C.N. : Prochainement, le COMETS va émettre un avis concernant l'intelligence artificielle, plus précisément sur les "robots relationnels", et les possibles impacts émotionnels qu'ils peuvent avoir sur les utilisateurs humains. Bien que de nombreux avis aient déjà été rendus sur l'IA, cet aspect particulier, qui met en lumière les éventuels effets négatifs liés à l'attachement des utilisateurs envers ces robots, demeure largement sous-estimé par les chercheurs. Le COMETS appelle à une vigilance accrue de leur part lorsqu'ils explorent les domaines de la robotique et de l'informatique "émotionnelle".

Par ailleurs, en s'appuyant sur des exemples tels que l'ingénierie climatique ou la manipulation de virus pathogènes, le COMETS a lancé une réflexion sur les frontières entre le raisonnable et le déraisonnable dans le cadre de la recherche. Bien que cette question ne soit pas nouvelle, elle suscite actuellement des débats polarisés dans ces deux domaines. Dans ce contexte, le COMETS cherche à fournir des outils conceptuels pour aborder ces questions avec discernement.

Trois tables rondes ont rythmé la journée, comment ont-elles été imaginées ?

C. N. : La première table ronde abordait l'urgence environnementale et l'engagement des scientifiques. Avec la montée de la crise écologique, de nombreux collectifs de recherche se questionnent sur leur responsabilité. Ils se demandent si l'éthique de la recherche devrait désormais inclure un volet environnemental, similaire à la nécessité d’une éthique animale il y a quelques décennies. Ils s'interrogent sur la pertinence de s'engager publiquement, par le biais de tribunes ou d'actions en justice, et sur la nécessité de reconsidérer certains principes fondamentaux de leurs travaux, tels que la liberté de la recherche. Ces questions, maintenant qualifiées d'"éthiques", ont été au cœur des débats de cette première table ronde.

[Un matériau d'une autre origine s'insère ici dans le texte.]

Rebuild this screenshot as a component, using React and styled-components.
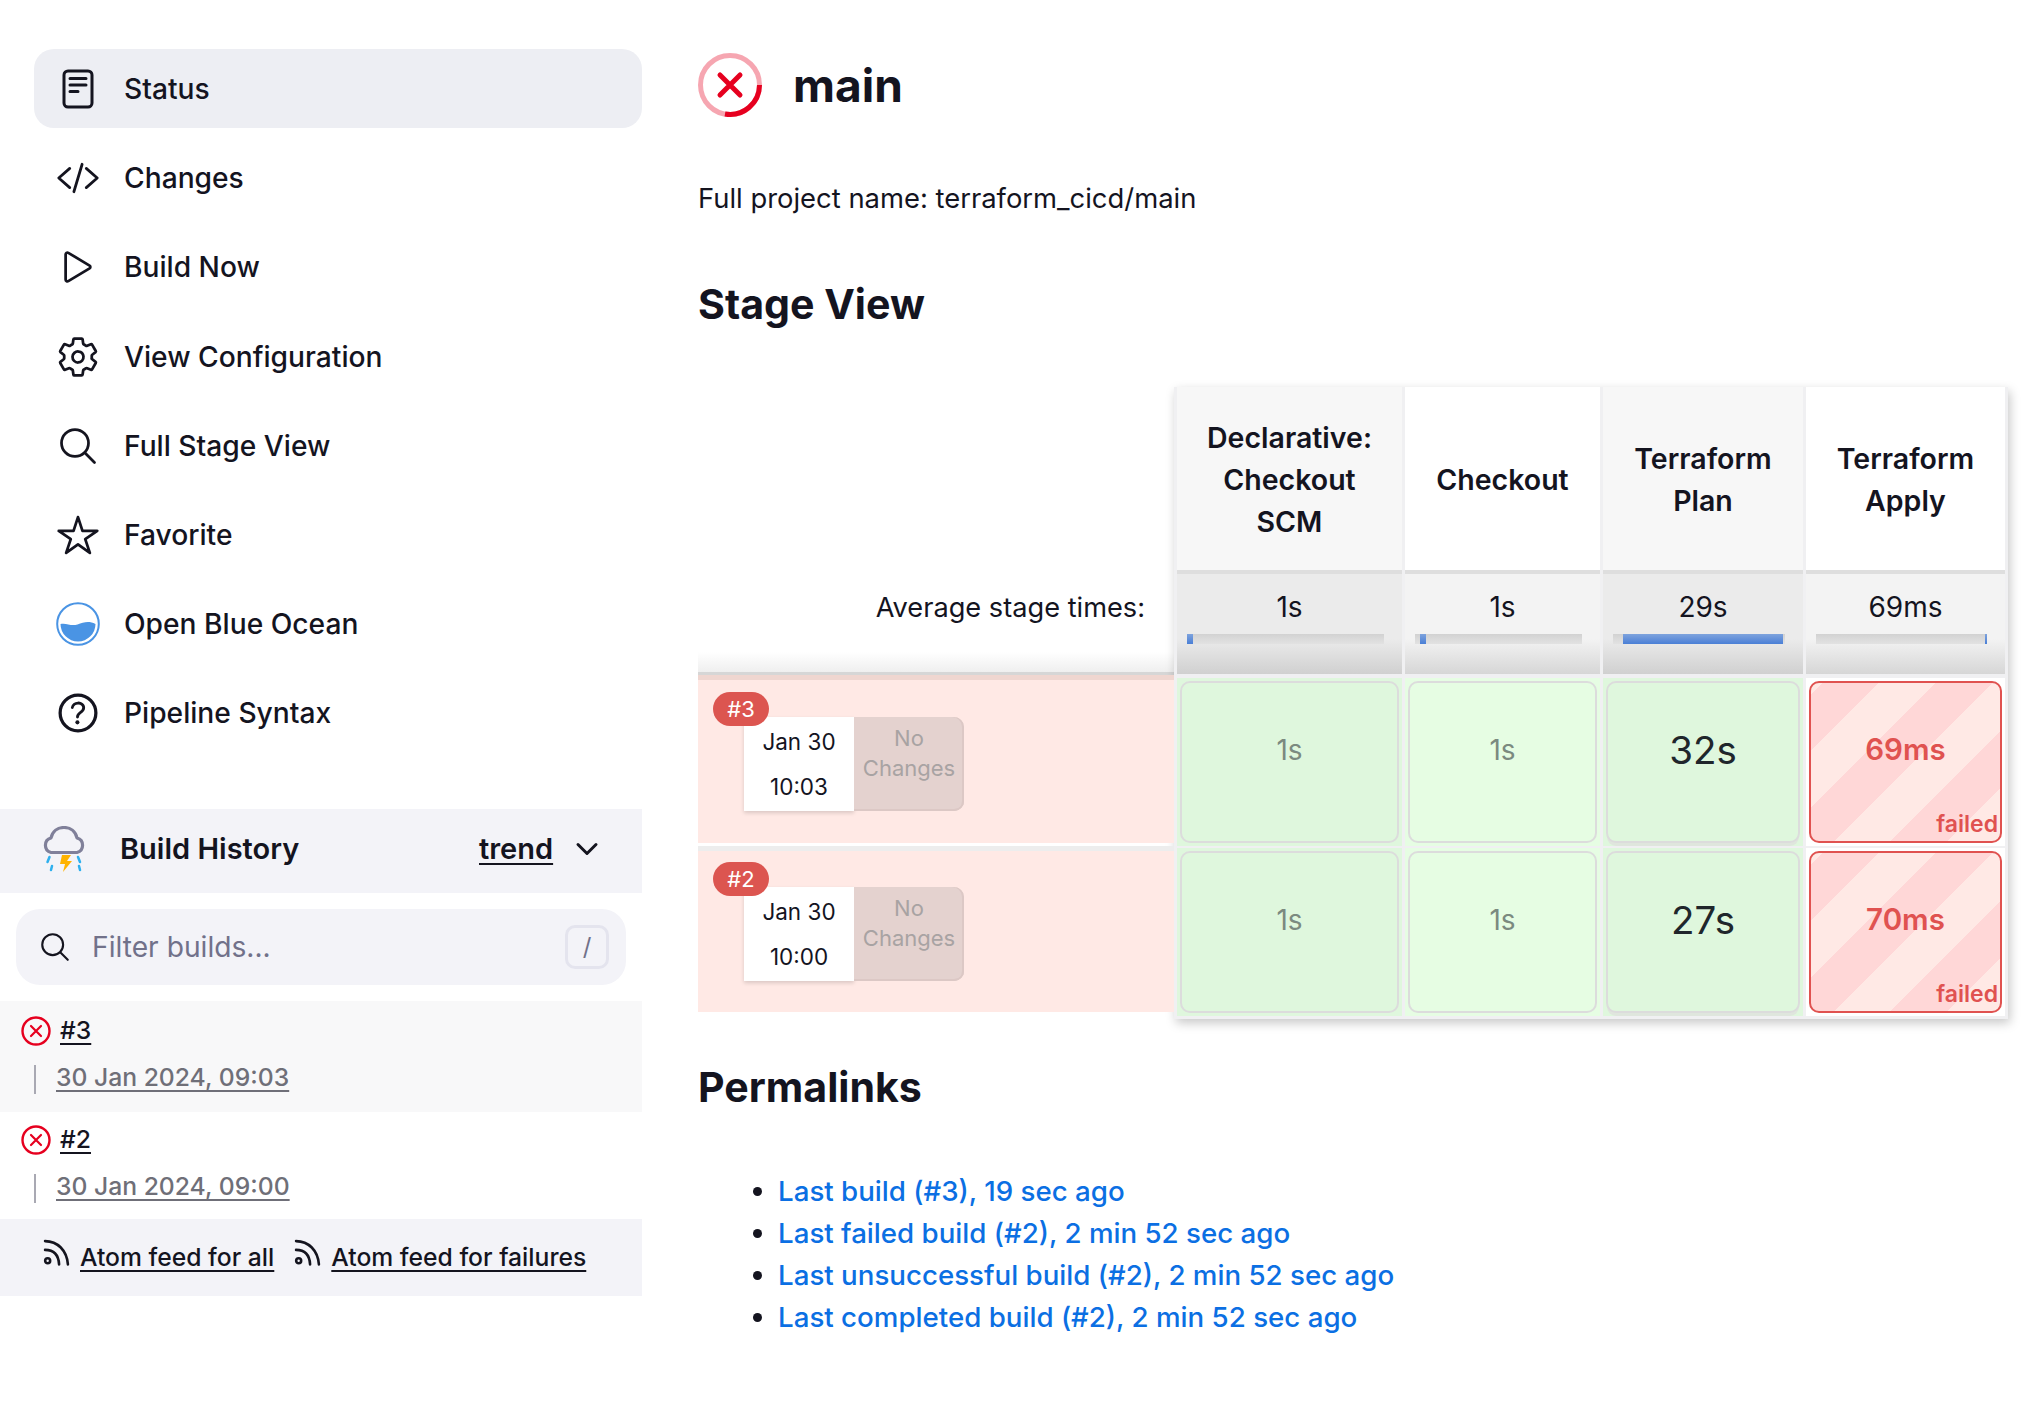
import React from 'react';
import styled, { createGlobalStyle } from 'styled-components';
import {
  IoCodeSlashOutline,
  IoPlayOutline,
  IoSettingsOutline,
  IoSearchOutline,
  IoStarOutline,
  IoHelpCircleOutline,
  IoChevronDownOutline
} from 'react-icons/io5';

const GlobalStyle = createGlobalStyle`
  html, body {
    margin: 0;
    padding: 0;
    background: #fff;
    color: #14141f;
    font-family: Inter, "Liberation Sans", sans-serif;
  }
`;

const Page = styled.div`
  display: flex;
  width: 2044px;
  height: 1407px;
  overflow: hidden;
`;

const Sidebar = styled.aside`
  width: 642px;
  flex: none;
  padding-top: 49px;
`;

const Nav = styled.nav`
  display: flex;
  flex-direction: column;
  gap: 10.2px;
  margin-left: 34px;
`;

const NavItem = styled.a`
  display: flex;
  align-items: center;
  height: 79px;
  box-sizing: border-box;
  padding-top: ${props => props.$active ? 0 : 1}px;
  border-radius: 20px;
  background: ${props => props.$active ? '#edeef3' : 'transparent'};
  font-size: 28.2px;
  font-weight: 500;
`;

const NavIcon = styled.span`
  display: flex;
  align-items: center;
  justify-content: center;
  width: 44px;
  margin: 0 24px 0 22px;
  font-size: ${props => props.$size || 44}px;

  svg {
    flex: none;
  }
`;

const HistoryHeader = styled.div`
  display: flex;
  align-items: center;
  height: 84px;
  box-sizing: border-box;
  margin-top: 56.6px;
  padding: 0 0 4px 41px;
  background: #f3f3f8;
  font-size: 29px;
  font-weight: 600;
`;

const HistoryTitle = styled.span`
  margin-left: 33px;
  width: 359px;
`;

const Underlined = styled.a`
  color: ${props => props.$color || 'inherit'};
  text-decoration: underline;
  text-decoration-thickness: 2px;
  text-underline-offset: 4px;
`;

const TrendChevron = styled.span`
  display: flex;
  margin-left: 18px;
  font-size: 32px;
`;

const FilterBox = styled.div`
  display: flex;
  align-items: center;
  height: 76px;
  margin: 16px;
  padding: 0 17px 0 22px;
  border-radius: 24px;
  background: #f3f3f8;
  font-size: 28.2px;
  color: #71718a;
`;

const FilterSearch = styled.span`
  display: flex;
  font-size: 34px;
  color: #14141f;
  margin-right: 20px;
`;

const FilterText = styled.span`
  flex: 1;
`;

const SlashKey = styled.span`
  display: flex;
  align-items: center;
  justify-content: center;
  width: 44px;
  height: 44px;
  box-sizing: border-box;
  border: 3px solid #e4e4ee;
  border-radius: 10px;
  font-size: 24px;
`;

const BuildRow = styled.div`
  height: ${props => props.$striped ? '111px' : '107px'};
  padding-top: ${props => props.$striped ? '15px' : '13px'};
  box-sizing: border-box;
  background: ${props => props.$striped ? '#f8f8f9' : '#fff'};
`;

const BuildTop = styled.div`
  display: flex;
  align-items: center;
  height: 30px;
  padding-left: 21px;
  font-size: 24.7px;
  font-weight: 500;
`;

const BuildNumber = styled.span`
  margin: 0 0 2px 9px;
`;

const BuildDate = styled.div`
  display: flex;
  align-items: center;
  margin: 19px 0 0 34px;
  height: 25px;
  border-left: 2px solid #a9a9b3;
  padding: 0 0 4px 20px;
  font-size: 24.7px;
  font-weight: 500;
`;

const FeedBar = styled.div`
  display: flex;
  align-items: flex-start;
  height: 77px;
  box-sizing: border-box;
  padding: 20px 0 0 43px;
  background: #f3f3f8;
  font-size: 24.7px;
  font-weight: 500;
`;

const FeedLink = styled.div`
  display: flex;
  margin-right: 20px;
`;

const FeedLabel = styled.span`
  margin: 3px 0 0 10px;
`;

const Main = styled.main`
  flex: 1;
  padding: 53px 0 0 56px;
`;

const TitleRow = styled.div`
  display: flex;
  align-items: center;
  height: 63px;
`;

const Title = styled.h1`
  margin: 0 0 0 31px;
  font-size: 46px;
  font-weight: 700;
`;

const ProjectName = styled.p`
  margin: 62px 0 0;
  height: 40px;
  line-height: 40px;
  font-size: 27.4px;
`;

const SectionTitle = styled.h2`
  margin: ${props => props.$top} 0 0;
  height: 54px;
  line-height: 54px;
  font-size: 41.1px;
  font-weight: 700;
`;

const StageView = styled.div`
  display: flex;
  margin-top: 56px;
`;

const RowLabels = styled.div`
  width: 476px;
  flex: none;
`;

const AverageLabel = styled.div`
  height: 288px;
  box-sizing: border-box;
  padding: 201px 29px 0 0;
  line-height: 40px;
  text-align: right;
  font-size: 27.2px;
  background: linear-gradient(#fff 265px, #efefef 285px, #d6d6d6 285px);
`;

const RunRow = styled.div`
  position: relative;
  display: flex;
  height: ${props => props.$height}px;
  box-sizing: border-box;
  padding: ${props => props.$pad}px 0 0 46px;
  margin-bottom: 3px;
  border-top: 5px solid ${props => props.$edge};
  background: #ffe9e5;
`;

const Badge = styled.span`
  position: absolute;
  top: ${props => props.$top}px;
  left: 15px;
  width: 56px;
  height: 34px;
  line-height: 34px;
  border-radius: 17px;
  background: #dc5550;
  color: #fff;
  text-align: center;
  font-size: 22px;
`;

const DateBox = styled.div`
  width: 110px;
  height: 94px;
  box-sizing: border-box;
  padding-top: 2px;
  background: #fff;
  box-shadow: 0 2px 4px rgba(0, 0, 0, 0.15);
  text-align: center;
  font-size: 22.5px;
  line-height: 45px;
`;

const NoChanges = styled.div`
  width: 110px;
  height: 94px;
  box-sizing: border-box;
  padding-top: 6px;
  border-radius: 0 10px 10px 0;
  background: #e4d2cf;
  box-shadow: inset 0 -2px 0 #dcc8c5, inset -2px 0 0 #dcc8c5;
  text-align: center;
  font-size: 22px;
  line-height: 30px;
  color: #a8a3a3;
`;

const StageGrid = styled.div`
  display: grid;
  grid-template-columns: 225px 195px 200px 199px;
  grid-template-rows: 187px 100px 172px 170px;
  column-gap: 3px;
  width: 834px;
  height: 632px;
  box-sizing: border-box;
  padding: 0 3px;
  background: #f0f0f2;
  box-shadow: 2px 4px 10px rgba(0, 0, 0, 0.22);
`;

const HeadCell = styled.div`
  display: flex;
  align-items: center;
  justify-content: center;
  box-sizing: border-box;
  padding-top: 2px;
  border-bottom: 4px solid #dedede;
  background: ${props => props.$alt ? '#f7f7f7' : '#fff'};
  text-align: center;
  font-size: 28.5px;
  font-weight: 600;
  line-height: 42px;
`;

const AverageCell = styled.div`
  padding: 13px 10px 0;
  background: ${props => props.$alt
    ? 'linear-gradient(#ebebeb 65%, #d0d0d0 100%)'
    : 'linear-gradient(#f3f3f3 65%, #d6d6d6 100%)'};
  text-align: center;
  font-size: 28px;
  line-height: 40px;
`;

const Bar = styled.div`
  position: relative;
  height: 10px;
  margin: 7px 8px 0 0;
  background: linear-gradient(#d2d2d2, #e2e2e2);
`;

const BarFill = styled.div`
  position: absolute;
  top: 0;
  bottom: 0;
  background: linear-gradient(#7ea3dd, #4a7fd6);
`;

const BodyCell = styled.div`
  margin-top: ${props => props.$gap}px;
  padding: 3px;
  background: ${props => props.$fail ? '#fff' : props.$alt ? '#dff7dd' : '#e6fde3'};
`;

const FAILED_STRIPES = 'repeating-linear-gradient(135deg, #ffe9e5 0, #ffe9e5 8px, #ffd7d7 8px, #ffd7d7 48px, #ffe9e5 48px, #ffe9e5 80px)';

const Tile = styled.div`
  position: relative;
  height: 162px;
  box-sizing: border-box;
  padding-top: ${props => props.$fail ? 46 : 47}px;
  border: 2px solid ${props => props.$fail ? '#e05250' : '#dcdcdc'};
  border-radius: 10px;
  background: ${props => props.$fail ? FAILED_STRIPES : props.$alt ? '#dff7dd' : '#e6fde3'};
  box-shadow: ${props => props.$slow ? '0 4px 0 -1px #dfe6dd' : 'none'};
  text-align: center;
  line-height: 40px;
  font-size: ${props => props.$slow ? '38.5px' : props.$fail ? '29.5px' : '28px'};
  font-weight: ${props => props.$fail ? 600 : 400};
  color: ${props => props.$fail ? '#e05250' : props.$slow ? '#20262b' : '#7b8a80'};
`;

const FailedTag = styled.span`
  position: absolute;
  right: 2px;
  bottom: 4px;
  line-height: 26px;
  font-size: 23px;
  font-weight: 600;
`;

const LinkList = styled.ul`
  margin: 56px 0 0;
  padding: 0 0 0 80px;
  font-size: 27.7px;
  font-weight: 500;
  line-height: 42px;
  color: #14141f;
`;

const PermaLink = styled.a`
  color: #0b6fe3;
`;

const FailIcon = ({ size = 30 }) => (
  <svg width={size} height={size} viewBox="0 0 30 30" fill="none" stroke="#e6001f" strokeLinecap="round">
    <circle cx="15" cy="15" r="13.5" strokeWidth="2.4" />
    <path d="M10 10l10 10M20 10l-10 10" strokeWidth="2.2" />
  </svg>
);

const FailBigIcon = () => (
  <svg width="64" height="64" viewBox="0 0 64 64" fill="none" stroke="#e6001f">
    <circle cx="32" cy="32" r="29.5" strokeWidth="5" opacity="0.35" />
    <path d="M61.5 32A29.5 29.5 0 0 1 27 61" strokeWidth="5" />
    <path d="M22 22l20 20M42 22L22 42" strokeWidth="5" strokeLinecap="round" />
  </svg>
);

const StatusIcon = () => (
  <svg width="32" height="40" viewBox="0 0 32 40" fill="none" stroke="#14141f" strokeWidth="3" strokeLinecap="round">
    <rect x="2" y="2" width="28" height="36" rx="4" />
    <path d="M8 9.5h16M8 16h16M8 22.5h8" />
  </svg>
);

const OceanIcon = () => (
  <svg width="44" height="44" viewBox="0 0 44 44">
    <circle cx="22" cy="22" r="20.8" fill="none" stroke="#4a94e4" strokeWidth="2" />
    <path d="M4.5 22c6-1.500 10 2.500 17 .5 6-2 11-4 18-.5a17.500 17.500 0 0 1-35 0z" fill="#4a94e4" />
  </svg>
);

const WeatherIcon = () => (
  <svg width="46" height="46" viewBox="0 0 46 46" fill="none">
    <path d="M10 26.500a7.500 7.500 0 0 1 0-14.500C11.500 5.500 16.500 1.500 23 1.500s11.500 4 13 10.500a7.500 7.500 0 0 1 0 14.500z" stroke="#80809a" strokeWidth="3.200" strokeLinejoin="round" />
    <path d="M21 29h9l-4 6h5l-9 11 2-8h-5z" fill="#ffb300" />
    <path d="M8.500 31l-2 5M11 40l-1 4M37 31l2 5M38 40l1 4" stroke="#2fb0ee" strokeWidth="2.500" strokeLinecap="round" />
  </svg>
);

const RssIcon = () => (
  <svg width="27" height="27" viewBox="0 0 26 26" fill="none" stroke="#14141f" strokeWidth="2.500" strokeLinecap="round">
    <circle cx="4.500" cy="21" r="2.400" />
    <path d="M2 10.500C11 10.500 15 16 15.500 24.500M2 2c12 0 21 9 22 22.500" />
  </svg>
);

const navItems = [
  { label: 'Status', icon: <StatusIcon />, active: true },
  { label: 'Changes', icon: <IoCodeSlashOutline /> },
  { label: 'Build Now', icon: <IoPlayOutline /> },
  { label: 'View Configuration', icon: <IoSettingsOutline /> },
  { label: 'Full Stage View', icon: <IoSearchOutline /> },
  { label: 'Favorite', icon: <IoStarOutline /> },
  { label: 'Open Blue Ocean', icon: <OceanIcon /> },
  { label: 'Pipeline Syntax', icon: <IoHelpCircleOutline />, size: 52 }
];

const builds = [
  { id: '#3', date: '30 Jan 2024, 09:03' },
  { id: '#2', date: '30 Jan 2024, 09:00' }
];

const stages = [
  { name: ['Declarative:', 'Checkout', 'SCM'], avg: '1s', fill: { left: 0, width: 6 } },
  { name: ['Checkout'], avg: '1s', fill: { left: 5, width: 6 } },
  { name: ['Terraform', 'Plan'], avg: '29s', fill: { left: 10, width: 160 } },
  { name: ['Terraform', 'Apply'], avg: '69ms', fill: { right: 0, width: 2 } }
];

const runs = [
  {
    id: '#3', day: 'Jan 30', time: '10:03', height: 168, pad: 37, edge: '#efd6d0', badge: 12,
    cells: ['1s', '1s', '32s', '69ms']
  },
  {
    id: '#2', day: 'Jan 30', time: '10:00', height: 166, pad: 36, edge: '#ededed', badge: 11,
    cells: ['1s', '1s', '27s', '70ms']
  }
];

const permalinks = [
  'Last build (#3), 19 sec ago',
  'Last failed build (#2), 2 min 52 sec ago',
  'Last unsuccessful build (#2), 2 min 52 sec ago',
  'Last completed build (#2), 2 min 52 sec ago'
];

const renderStageCell = (value, index, rowIndex) => {
  const fail = index === 3;
  const slow = index === 2;
  const alt = index % 2 === 0;
  return (
    <BodyCell key={`${rowIndex}-${index}`} $gap={rowIndex === 0 ? 4 : 2} $alt={alt} $fail={fail}>
      <Tile $alt={alt} $fail={fail} $slow={slow}>
        {value}
        {fail && <FailedTag>failed</FailedTag>}
      </Tile>
    </BodyCell>
  );
};

export default function App() {
  return (
    <Page>
      <GlobalStyle />
      <Sidebar>
        <Nav>
          {navItems.map(item => (
            <NavItem key={item.label} $active={item.active}>
              <NavIcon $size={item.size}>{item.icon}</NavIcon>
              {item.label}
            </NavItem>
          ))}
        </Nav>
        <HistoryHeader>
          <WeatherIcon />
          <HistoryTitle>Build History</HistoryTitle>
          <Underlined>trend</Underlined>
          <TrendChevron><IoChevronDownOutline /></TrendChevron>
        </HistoryHeader>
        <FilterBox>
          <FilterSearch><IoSearchOutline /></FilterSearch>
          <FilterText>Filter builds...</FilterText>
          <SlashKey>/</SlashKey>
        </FilterBox>
        {builds.map((build, index) => (
          <BuildRow key={build.id} $striped={index === 0}>
            <BuildTop>
              <FailIcon />
              <BuildNumber><Underlined>{build.id}</Underlined></BuildNumber>
            </BuildTop>
            <BuildDate><Underlined $color="#6f6f78">{build.date}</Underlined></BuildDate>
          </BuildRow>
        ))}
        <FeedBar>
          <FeedLink><RssIcon /><FeedLabel><Underlined>Atom feed for all</Underlined></FeedLabel></FeedLink>
          <FeedLink><RssIcon /><FeedLabel><Underlined>Atom feed for failures</Underlined></FeedLabel></FeedLink>
        </FeedBar>
      </Sidebar>
      <Main>
        <TitleRow>
          <FailBigIcon />
          <Title>main</Title>
        </TitleRow>
        <ProjectName>Full project name: terraform_cicd/main</ProjectName>
        <SectionTitle $top="59px">Stage View</SectionTitle>
        <StageView>
          <RowLabels>
            <AverageLabel>Average stage times:</AverageLabel>
            {runs.map(run => (
              <RunRow key={run.id} $height={run.height} $pad={run.pad} $edge={run.edge}>
                <Badge $top={run.badge}>{run.id}</Badge>
                <DateBox>{run.day}<br />{run.time}</DateBox>
                <NoChanges>No<br />Changes</NoChanges>
              </RunRow>
            ))}
          </RowLabels>
          <StageGrid>
            {stages.map((stage, index) => (
              <HeadCell key={index} $alt={index % 2 === 0}>
                <div>{stage.name.map(line => <div key={line}>{line}</div>)}</div>
              </HeadCell>
            ))}
            {stages.map((stage, index) => (
              <AverageCell key={index} $alt={index % 2 === 0}>
                {stage.avg}
                <Bar>
                  <BarFill style={stage.fill} />
                </Bar>
              </AverageCell>
            ))}
            {runs.map((run, rowIndex) => run.cells.map((value, index) => renderStageCell(value, index, rowIndex)))}
          </StageGrid>
        </StageView>
        <SectionTitle $top="41px">Permalinks</SectionTitle>
        <LinkList>
          {permalinks.map(link => (
            <li key={link}><PermaLink>{link}</PermaLink></li>
          ))}
        </LinkList>
      </Main>
    </Page>
  );
}
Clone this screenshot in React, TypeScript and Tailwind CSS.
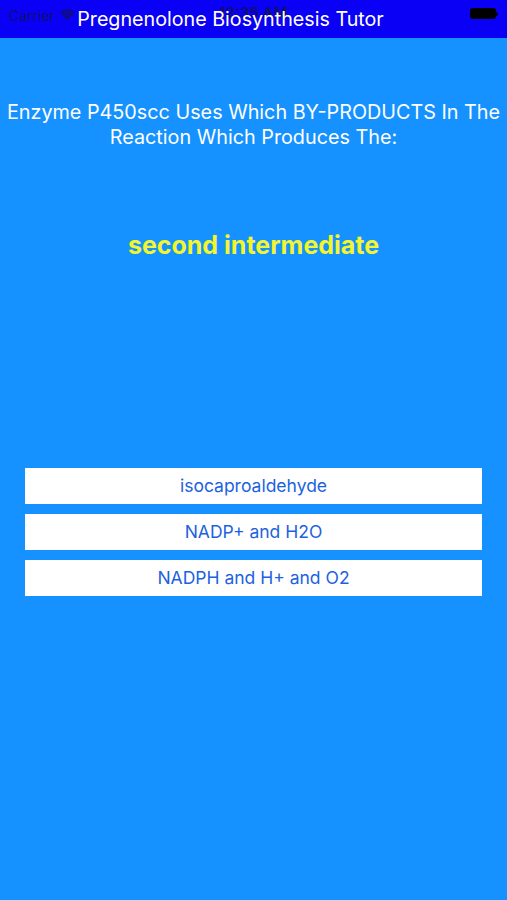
import { Wifi } from 'lucide-react';

const answers = ['isocaproaldehyde', 'NADP+ and H2O', 'NADPH and H+ and O2'];

const font = { fontFamily: 'Inter, "Liberation Sans", sans-serif' };

export default function App() {
  return (
    <div className="w-[507px] h-[900px] bg-[#1592ff] flex flex-col" style={font}>
      {/* status bar + nav title */}
      <div className="relative h-[38px] bg-[#0a00f6] shrink-0">
        <div className="absolute left-[9px] top-[5px] flex items-center gap-[5px] text-[14px] text-[#10106a]">
          <span>Carrier</span>
          <Wifi size={15} strokeWidth={3} className="text-[#10106a] -mt-[3px]" />
        </div>
        <div className="absolute left-0 right-0 top-[2px] text-center text-[15px] font-semibold text-[#10106a]">
          12:35 AM
        </div>
        <div className="absolute right-[9px] top-[8px] flex items-center">
          <div className="w-[26px] h-[11px] rounded-[3px] bg-black" />
          <div className="w-[2px] h-[4px] bg-black rounded-r-sm" />
        </div>
        <div className="absolute left-0 right-0 top-[6px] pr-[46px] text-center text-[19.7px] leading-[26px] text-white">
          Pregnenolone Biosynthesis Tutor
        </div>
      </div>

      <div className="mt-[62px] px-[4px] text-center text-white text-[19.8px] leading-[25px]">
        Enzyme P450scc Uses Which BY-PRODUCTS In The
        <br />
        Reaction Which Produces The:
      </div>

      <div className="mt-[80px] text-center text-[#f5f52c] text-[25px] font-bold leading-[30px]">
        second intermediate
      </div>

      <div className="mt-[208px] flex flex-col gap-[10px] px-[25px]">
        {answers.map((a) => (
          <button
            key={a}
            className="h-[36px] w-full bg-white text-[#1c62e0] text-[17.5px] flex items-center justify-center"
          >
            {a}
          </button>
        ))}
      </div>
    </div>
  );
}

La deuxième table ronde portait sur l'ingénierie climatique et ses enjeux éthiques. Les participants ont cherché à définir le positionnement que la recherche publique devrait adopter face au développement de techniques de modification du climat visant à atténuer le réchauffement climatique, telles que la fertilisation des océans ou l'injection d'aérosols dans la stratosphère pour modifier les rayonnements solaires. Doit-on encourager la recherche dans ce domaine ou au contraire s'abstenir, craignant de tomber dans un "engrenage techno-solutionniste" ?

Enfin, la troisième table ronde a abordé la création d'un réseau européen d'éthique de la recherche. Cette initiative lancée au sein du G6 recherche, qui réunit les six grands organismes de recherche européens a pour objectif de mettre en place une task force dédiée à l'éthique de la recherche, permettant d'échanger et de produire des avis influents sur les politiques de recherche en Europe. Qu'il s'agisse d'intelligence artificielle, de préparation aux pandémies ou de génomique, les sujets d'intérêt ne manquent pas.